Your goal => Everything in the data should be repeated exactly, save for the images.
++++++++++
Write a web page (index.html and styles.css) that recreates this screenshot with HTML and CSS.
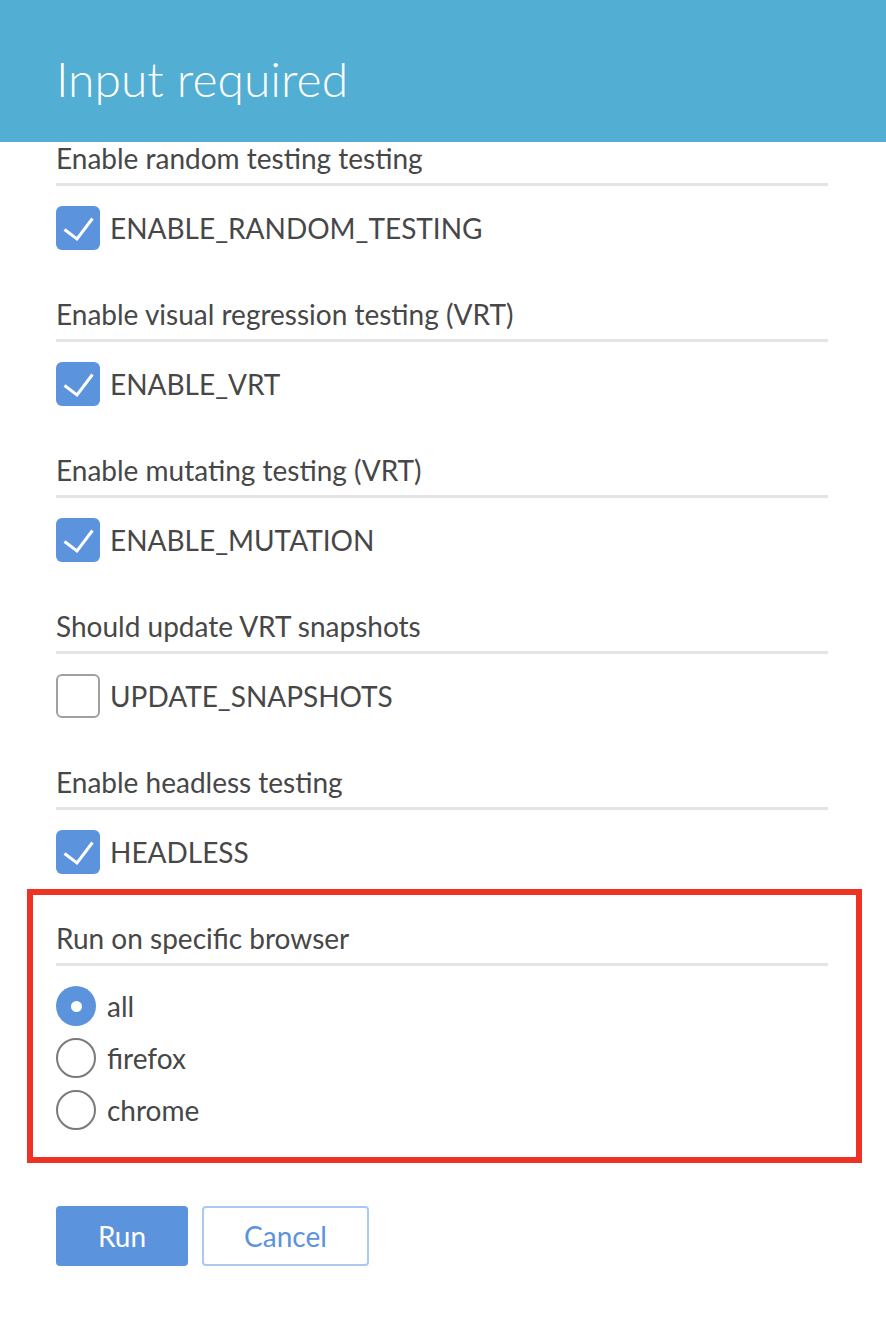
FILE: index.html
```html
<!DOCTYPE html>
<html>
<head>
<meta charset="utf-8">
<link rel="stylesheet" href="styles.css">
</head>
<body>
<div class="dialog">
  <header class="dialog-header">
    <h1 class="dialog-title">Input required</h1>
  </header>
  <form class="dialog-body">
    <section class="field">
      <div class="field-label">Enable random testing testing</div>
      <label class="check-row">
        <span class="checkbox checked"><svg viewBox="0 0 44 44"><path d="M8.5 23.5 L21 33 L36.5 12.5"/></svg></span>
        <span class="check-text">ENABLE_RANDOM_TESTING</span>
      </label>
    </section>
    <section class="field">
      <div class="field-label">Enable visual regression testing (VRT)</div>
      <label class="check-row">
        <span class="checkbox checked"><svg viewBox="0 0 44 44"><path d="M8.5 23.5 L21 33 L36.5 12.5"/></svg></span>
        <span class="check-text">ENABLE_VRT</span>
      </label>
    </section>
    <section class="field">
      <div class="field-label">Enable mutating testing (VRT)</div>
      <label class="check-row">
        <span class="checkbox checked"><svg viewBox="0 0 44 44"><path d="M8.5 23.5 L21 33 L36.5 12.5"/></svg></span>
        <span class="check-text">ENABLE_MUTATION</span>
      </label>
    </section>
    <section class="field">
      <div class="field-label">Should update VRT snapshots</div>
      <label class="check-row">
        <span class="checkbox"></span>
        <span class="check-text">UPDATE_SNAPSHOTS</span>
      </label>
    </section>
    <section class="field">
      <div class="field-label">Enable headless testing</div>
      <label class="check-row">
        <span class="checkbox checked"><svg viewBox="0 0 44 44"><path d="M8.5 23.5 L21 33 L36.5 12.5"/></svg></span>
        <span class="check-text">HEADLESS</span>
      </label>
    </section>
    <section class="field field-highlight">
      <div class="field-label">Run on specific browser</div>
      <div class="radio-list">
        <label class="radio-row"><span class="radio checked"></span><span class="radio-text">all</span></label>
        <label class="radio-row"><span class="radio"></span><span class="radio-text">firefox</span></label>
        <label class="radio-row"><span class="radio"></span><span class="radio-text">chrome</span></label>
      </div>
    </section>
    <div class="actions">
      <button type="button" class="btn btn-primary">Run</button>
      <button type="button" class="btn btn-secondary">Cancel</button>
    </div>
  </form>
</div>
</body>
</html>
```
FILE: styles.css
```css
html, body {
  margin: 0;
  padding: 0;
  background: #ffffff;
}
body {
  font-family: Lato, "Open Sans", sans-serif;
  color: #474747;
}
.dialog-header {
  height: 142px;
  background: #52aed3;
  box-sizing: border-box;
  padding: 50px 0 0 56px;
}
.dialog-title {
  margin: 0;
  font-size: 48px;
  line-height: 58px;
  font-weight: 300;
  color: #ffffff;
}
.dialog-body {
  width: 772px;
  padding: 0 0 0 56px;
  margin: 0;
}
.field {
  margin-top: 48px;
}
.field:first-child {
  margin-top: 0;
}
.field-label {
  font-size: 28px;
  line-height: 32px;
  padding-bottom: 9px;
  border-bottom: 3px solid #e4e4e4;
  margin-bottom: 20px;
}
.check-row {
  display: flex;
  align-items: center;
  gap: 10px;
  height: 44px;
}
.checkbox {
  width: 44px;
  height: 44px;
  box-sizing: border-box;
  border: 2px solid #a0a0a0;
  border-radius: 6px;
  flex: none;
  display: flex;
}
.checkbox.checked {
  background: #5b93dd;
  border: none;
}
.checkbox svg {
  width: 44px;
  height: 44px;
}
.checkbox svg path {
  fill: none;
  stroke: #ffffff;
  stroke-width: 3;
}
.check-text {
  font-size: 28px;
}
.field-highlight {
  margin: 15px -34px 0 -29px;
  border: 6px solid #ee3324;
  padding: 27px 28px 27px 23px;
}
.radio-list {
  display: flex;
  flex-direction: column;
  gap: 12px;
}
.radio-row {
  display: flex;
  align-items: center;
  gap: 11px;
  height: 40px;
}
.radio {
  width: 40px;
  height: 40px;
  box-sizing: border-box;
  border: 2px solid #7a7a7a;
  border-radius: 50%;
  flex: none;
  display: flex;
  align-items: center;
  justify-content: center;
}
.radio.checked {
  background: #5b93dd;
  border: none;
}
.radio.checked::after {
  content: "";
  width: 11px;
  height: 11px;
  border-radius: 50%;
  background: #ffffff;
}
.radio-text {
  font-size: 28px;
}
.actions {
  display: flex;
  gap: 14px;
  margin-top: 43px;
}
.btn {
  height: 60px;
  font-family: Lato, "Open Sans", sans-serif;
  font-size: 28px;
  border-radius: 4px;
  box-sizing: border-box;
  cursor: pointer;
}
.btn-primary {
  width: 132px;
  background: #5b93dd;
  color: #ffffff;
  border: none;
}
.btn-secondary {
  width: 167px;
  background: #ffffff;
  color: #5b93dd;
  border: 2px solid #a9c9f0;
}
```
++++++++++
Solution below =>
Write a web page (index.html and styles.css) that recreates this screenshot with HTML and CSS.
FILE: index.html
```html
<!DOCTYPE html>
<html>
<head>
<meta charset="utf-8">
<link rel="stylesheet" href="styles.css">
</head>
<body>
<div class="dialog">
  <header class="dialog-header">
    <h1 class="dialog-title">Input required</h1>
  </header>
  <form class="dialog-body">
    <section class="field">
      <div class="field-label">Enable random testing testing</div>
      <label class="check-row">
        <span class="checkbox checked"><svg viewBox="0 0 44 44"><path d="M8.5 23.5 L21 33 L36.5 12.5"/></svg></span>
        <span class="check-text">ENABLE_RANDOM_TESTING</span>
      </label>
    </section>
    <section class="field">
      <div class="field-label">Enable visual regression testing (VRT)</div>
      <label class="check-row">
        <span class="checkbox checked"><svg viewBox="0 0 44 44"><path d="M8.5 23.5 L21 33 L36.5 12.5"/></svg></span>
        <span class="check-text">ENABLE_VRT</span>
      </label>
    </section>
    <section class="field">
      <div class="field-label">Enable mutating testing (VRT)</div>
      <label class="check-row">
        <span class="checkbox checked"><svg viewBox="0 0 44 44"><path d="M8.5 23.5 L21 33 L36.5 12.5"/></svg></span>
        <span class="check-text">ENABLE_MUTATION</span>
      </label>
    </section>
    <section class="field">
      <div class="field-label">Should update VRT snapshots</div>
      <label class="check-row">
        <span class="checkbox"></span>
        <span class="check-text">UPDATE_SNAPSHOTS</span>
      </label>
    </section>
    <section class="field">
      <div class="field-label">Enable headless testing</div>
      <label class="check-row">
        <span class="checkbox checked"><svg viewBox="0 0 44 44"><path d="M8.5 23.5 L21 33 L36.5 12.5"/></svg></span>
        <span class="check-text">HEADLESS</span>
      </label>
    </section>
    <section class="field field-highlight">
      <div class="field-label">Run on specific browser</div>
      <div class="radio-list">
        <label class="radio-row"><span class="radio checked"></span><span class="radio-text">all</span></label>
        <label class="radio-row"><span class="radio"></span><span class="radio-text">firefox</span></label>
        <label class="radio-row"><span class="radio"></span><span class="radio-text">chrome</span></label>
      </div>
    </section>
    <div class="actions">
      <button type="button" class="btn btn-primary">Run</button>
      <button type="button" class="btn btn-secondary">Cancel</button>
    </div>
  </form>
</div>
</body>
</html>
```
FILE: styles.css
```css
html, body {
  margin: 0;
  padding: 0;
  background: #ffffff;
}
body {
  font-family: Lato, "Open Sans", sans-serif;
  color: #474747;
}
.dialog-header {
  height: 142px;
  background: #52aed3;
  box-sizing: border-box;
  padding: 50px 0 0 56px;
}
.dialog-title {
  margin: 0;
  font-size: 48px;
  line-height: 58px;
  font-weight: 300;
  color: #ffffff;
}
.dialog-body {
  width: 772px;
  padding: 0 0 0 56px;
  margin: 0;
}
.field {
  margin-top: 48px;
}
.field:first-child {
  margin-top: 0;
}
.field-label {
  font-size: 28px;
  line-height: 32px;
  padding-bottom: 9px;
  border-bottom: 3px solid #e4e4e4;
  margin-bottom: 20px;
}
.check-row {
  display: flex;
  align-items: center;
  gap: 10px;
  height: 44px;
}
.checkbox {
  width: 44px;
  height: 44px;
  box-sizing: border-box;
  border: 2px solid #a0a0a0;
  border-radius: 6px;
  flex: none;
  display: flex;
}
.checkbox.checked {
  background: #5b93dd;
  border: none;
}
.checkbox svg {
  width: 44px;
  height: 44px;
}
.checkbox svg path {
  fill: none;
  stroke: #ffffff;
  stroke-width: 3;
}
.check-text {
  font-size: 28px;
}
.field-highlight {
  margin: 15px -34px 0 -29px;
  border: 6px solid #ee3324;
  padding: 27px 28px 27px 23px;
}
.radio-list {
  display: flex;
  flex-direction: column;
  gap: 12px;
}
.radio-row {
  display: flex;
  align-items: center;
  gap: 11px;
  height: 40px;
}
.radio {
  width: 40px;
  height: 40px;
  box-sizing: border-box;
  border: 2px solid #7a7a7a;
  border-radius: 50%;
  flex: none;
  display: flex;
  align-items: center;
  justify-content: center;
}
.radio.checked {
  background: #5b93dd;
  border: none;
}
.radio.checked::after {
  content: "";
  width: 11px;
  height: 11px;
  border-radius: 50%;
  background: #ffffff;
}
.radio-text {
  font-size: 28px;
}
.actions {
  display: flex;
  gap: 14px;
  margin-top: 43px;
}
.btn {
  height: 60px;
  font-family: Lato, "Open Sans", sans-serif;
  font-size: 28px;
  border-radius: 4px;
  box-sizing: border-box;
  cursor: pointer;
}
.btn-primary {
  width: 132px;
  background: #5b93dd;
  color: #ffffff;
  border: none;
}
.btn-secondary {
  width: 167px;
  background: #ffffff;
  color: #5b93dd;
  border: 2px solid #a9c9f0;
}
```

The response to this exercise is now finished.